#### Aim:
Only lines with the string "React" matter here; gather them from the material below.

>> begin Excerpted records

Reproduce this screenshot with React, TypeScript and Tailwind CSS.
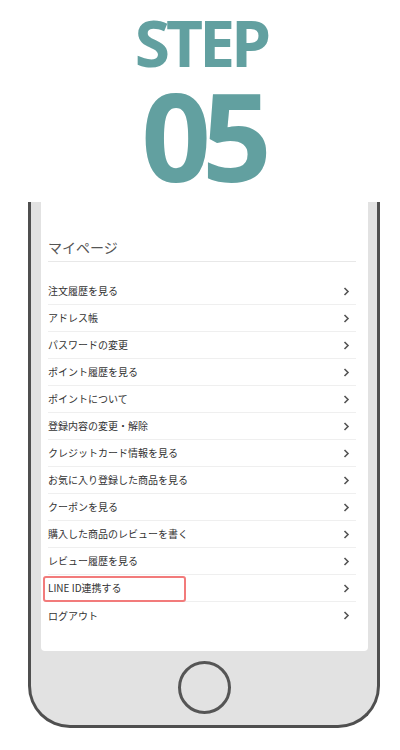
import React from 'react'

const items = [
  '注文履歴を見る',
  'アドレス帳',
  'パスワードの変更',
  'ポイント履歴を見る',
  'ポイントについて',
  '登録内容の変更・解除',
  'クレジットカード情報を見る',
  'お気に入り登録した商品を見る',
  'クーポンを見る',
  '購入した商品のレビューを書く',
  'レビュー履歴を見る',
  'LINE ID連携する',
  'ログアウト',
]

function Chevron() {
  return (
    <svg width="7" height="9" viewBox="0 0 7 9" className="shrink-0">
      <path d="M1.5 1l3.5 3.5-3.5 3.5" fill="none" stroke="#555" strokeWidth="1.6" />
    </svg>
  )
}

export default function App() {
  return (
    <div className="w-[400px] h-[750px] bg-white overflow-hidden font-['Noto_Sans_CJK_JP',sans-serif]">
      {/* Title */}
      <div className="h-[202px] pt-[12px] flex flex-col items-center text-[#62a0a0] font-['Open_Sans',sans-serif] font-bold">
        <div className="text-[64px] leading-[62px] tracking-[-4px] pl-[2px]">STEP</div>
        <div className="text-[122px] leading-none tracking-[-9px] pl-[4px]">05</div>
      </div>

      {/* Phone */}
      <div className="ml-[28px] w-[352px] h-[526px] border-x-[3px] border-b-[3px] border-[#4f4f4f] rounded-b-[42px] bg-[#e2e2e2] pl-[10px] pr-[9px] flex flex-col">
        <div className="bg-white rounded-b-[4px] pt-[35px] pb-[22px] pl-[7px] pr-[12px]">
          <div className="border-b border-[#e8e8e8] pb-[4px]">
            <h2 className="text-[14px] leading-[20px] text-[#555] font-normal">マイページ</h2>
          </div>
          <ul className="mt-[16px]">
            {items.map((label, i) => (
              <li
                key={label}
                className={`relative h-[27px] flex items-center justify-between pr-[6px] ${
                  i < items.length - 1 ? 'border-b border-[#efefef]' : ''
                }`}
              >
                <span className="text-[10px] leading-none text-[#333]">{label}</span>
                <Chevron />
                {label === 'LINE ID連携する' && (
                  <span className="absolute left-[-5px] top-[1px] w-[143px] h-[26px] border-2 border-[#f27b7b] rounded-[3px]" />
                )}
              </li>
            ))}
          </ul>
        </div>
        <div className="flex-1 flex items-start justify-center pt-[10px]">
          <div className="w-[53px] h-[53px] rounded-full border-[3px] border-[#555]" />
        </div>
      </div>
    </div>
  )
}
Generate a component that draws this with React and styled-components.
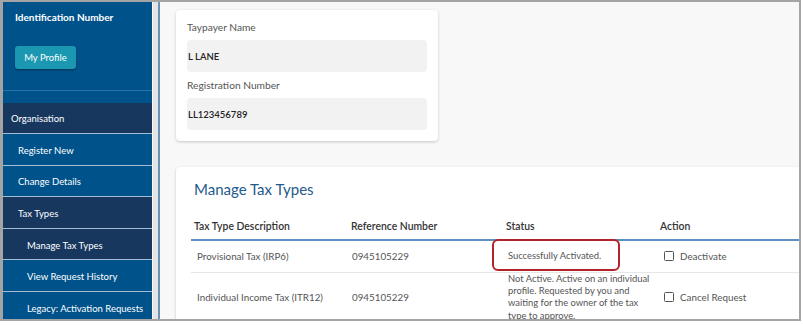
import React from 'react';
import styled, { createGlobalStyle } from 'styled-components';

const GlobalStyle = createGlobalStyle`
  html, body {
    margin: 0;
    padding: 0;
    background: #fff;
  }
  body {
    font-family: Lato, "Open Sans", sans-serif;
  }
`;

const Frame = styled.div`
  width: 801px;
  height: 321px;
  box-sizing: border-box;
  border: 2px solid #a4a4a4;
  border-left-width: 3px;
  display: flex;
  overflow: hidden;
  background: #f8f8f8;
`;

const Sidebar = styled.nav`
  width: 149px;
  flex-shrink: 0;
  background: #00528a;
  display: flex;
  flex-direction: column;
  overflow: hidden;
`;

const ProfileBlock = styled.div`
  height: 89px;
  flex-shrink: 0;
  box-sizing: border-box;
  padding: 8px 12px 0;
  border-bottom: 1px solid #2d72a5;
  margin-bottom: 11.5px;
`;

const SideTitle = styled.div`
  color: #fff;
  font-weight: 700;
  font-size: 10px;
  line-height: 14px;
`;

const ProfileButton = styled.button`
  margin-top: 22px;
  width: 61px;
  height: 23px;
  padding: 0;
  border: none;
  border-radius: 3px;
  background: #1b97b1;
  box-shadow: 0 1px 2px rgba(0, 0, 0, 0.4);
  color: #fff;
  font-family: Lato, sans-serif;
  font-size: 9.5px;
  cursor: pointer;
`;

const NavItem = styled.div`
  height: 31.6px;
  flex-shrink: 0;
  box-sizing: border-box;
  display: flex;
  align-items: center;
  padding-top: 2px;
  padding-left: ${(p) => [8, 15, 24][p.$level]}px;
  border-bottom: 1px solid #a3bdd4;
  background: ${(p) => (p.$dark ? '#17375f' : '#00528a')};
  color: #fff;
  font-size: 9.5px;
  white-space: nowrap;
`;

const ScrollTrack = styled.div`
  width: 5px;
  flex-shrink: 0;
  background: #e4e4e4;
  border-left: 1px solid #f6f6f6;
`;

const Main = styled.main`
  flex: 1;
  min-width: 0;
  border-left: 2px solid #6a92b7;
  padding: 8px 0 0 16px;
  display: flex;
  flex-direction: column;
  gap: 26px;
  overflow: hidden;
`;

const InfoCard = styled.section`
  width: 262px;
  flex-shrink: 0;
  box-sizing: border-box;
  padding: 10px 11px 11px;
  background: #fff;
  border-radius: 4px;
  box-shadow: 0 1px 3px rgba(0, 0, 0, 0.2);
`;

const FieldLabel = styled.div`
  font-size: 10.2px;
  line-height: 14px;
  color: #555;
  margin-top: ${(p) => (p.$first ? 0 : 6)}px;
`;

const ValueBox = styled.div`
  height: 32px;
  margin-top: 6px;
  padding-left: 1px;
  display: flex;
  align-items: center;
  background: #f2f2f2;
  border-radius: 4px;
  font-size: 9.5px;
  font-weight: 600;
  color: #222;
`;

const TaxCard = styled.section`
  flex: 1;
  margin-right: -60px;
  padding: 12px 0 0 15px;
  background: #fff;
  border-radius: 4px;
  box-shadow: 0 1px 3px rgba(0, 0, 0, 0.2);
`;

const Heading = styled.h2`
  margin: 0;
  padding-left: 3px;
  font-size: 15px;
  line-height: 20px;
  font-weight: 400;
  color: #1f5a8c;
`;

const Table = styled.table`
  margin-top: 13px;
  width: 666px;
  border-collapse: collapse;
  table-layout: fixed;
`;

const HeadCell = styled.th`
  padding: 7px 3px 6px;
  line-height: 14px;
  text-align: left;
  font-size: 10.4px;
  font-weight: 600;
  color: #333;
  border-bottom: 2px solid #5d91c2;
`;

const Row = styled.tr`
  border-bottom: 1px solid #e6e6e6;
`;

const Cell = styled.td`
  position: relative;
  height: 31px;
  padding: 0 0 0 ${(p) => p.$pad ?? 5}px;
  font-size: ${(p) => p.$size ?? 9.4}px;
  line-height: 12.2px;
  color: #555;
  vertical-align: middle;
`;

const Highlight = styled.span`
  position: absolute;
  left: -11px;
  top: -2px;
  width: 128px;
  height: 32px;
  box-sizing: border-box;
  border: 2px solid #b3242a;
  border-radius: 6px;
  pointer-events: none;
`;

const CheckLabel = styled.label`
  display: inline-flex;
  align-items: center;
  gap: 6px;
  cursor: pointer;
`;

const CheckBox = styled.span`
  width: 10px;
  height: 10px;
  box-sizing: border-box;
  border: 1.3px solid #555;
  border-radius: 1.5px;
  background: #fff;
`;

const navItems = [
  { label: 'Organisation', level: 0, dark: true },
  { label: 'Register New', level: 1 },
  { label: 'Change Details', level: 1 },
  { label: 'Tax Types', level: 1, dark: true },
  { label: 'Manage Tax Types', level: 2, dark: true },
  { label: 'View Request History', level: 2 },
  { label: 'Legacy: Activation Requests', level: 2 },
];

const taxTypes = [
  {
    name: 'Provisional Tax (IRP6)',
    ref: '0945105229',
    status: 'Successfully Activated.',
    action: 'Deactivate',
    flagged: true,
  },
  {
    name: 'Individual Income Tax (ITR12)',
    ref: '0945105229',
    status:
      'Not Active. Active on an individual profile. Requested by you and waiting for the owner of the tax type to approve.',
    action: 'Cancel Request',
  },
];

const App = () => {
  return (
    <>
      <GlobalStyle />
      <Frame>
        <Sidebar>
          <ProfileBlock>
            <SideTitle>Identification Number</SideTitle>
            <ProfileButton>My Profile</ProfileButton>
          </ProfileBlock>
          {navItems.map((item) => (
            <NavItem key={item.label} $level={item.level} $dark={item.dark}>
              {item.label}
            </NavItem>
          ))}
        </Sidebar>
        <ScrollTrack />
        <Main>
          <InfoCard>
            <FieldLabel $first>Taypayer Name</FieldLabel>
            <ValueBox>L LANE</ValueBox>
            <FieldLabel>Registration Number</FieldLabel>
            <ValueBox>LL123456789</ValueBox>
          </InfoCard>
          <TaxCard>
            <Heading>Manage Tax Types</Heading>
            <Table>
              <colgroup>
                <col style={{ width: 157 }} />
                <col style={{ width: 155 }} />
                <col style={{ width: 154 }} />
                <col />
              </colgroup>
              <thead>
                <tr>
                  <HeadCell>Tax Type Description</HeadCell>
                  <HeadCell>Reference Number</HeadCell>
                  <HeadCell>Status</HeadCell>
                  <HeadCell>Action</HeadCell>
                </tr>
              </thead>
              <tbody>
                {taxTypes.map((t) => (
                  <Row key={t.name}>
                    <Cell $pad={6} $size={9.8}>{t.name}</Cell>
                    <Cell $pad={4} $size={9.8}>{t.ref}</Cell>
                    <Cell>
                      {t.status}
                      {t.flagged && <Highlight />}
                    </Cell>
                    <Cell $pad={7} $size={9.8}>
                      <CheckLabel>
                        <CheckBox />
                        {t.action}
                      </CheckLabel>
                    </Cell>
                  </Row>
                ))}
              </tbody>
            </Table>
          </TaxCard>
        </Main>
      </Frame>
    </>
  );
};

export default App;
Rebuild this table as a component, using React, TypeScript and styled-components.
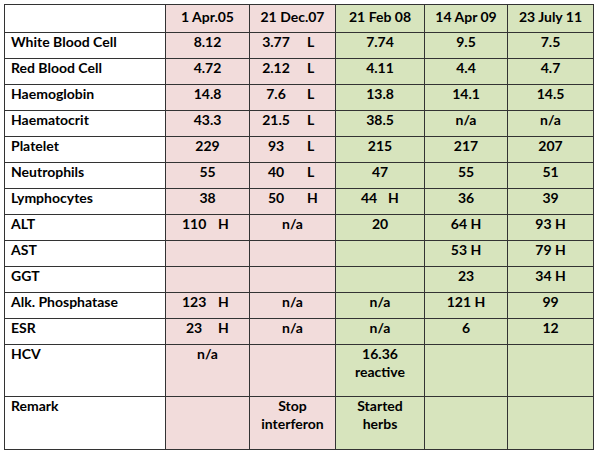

>> end Excerpted records

#### Task answer:
Reproduce this screenshot with React, TypeScript and Tailwind CSS.
import React from 'react'
Generate a component that draws this with React and styled-components.
import React from 'react';
Rebuild this table as a component, using React, TypeScript and styled-components.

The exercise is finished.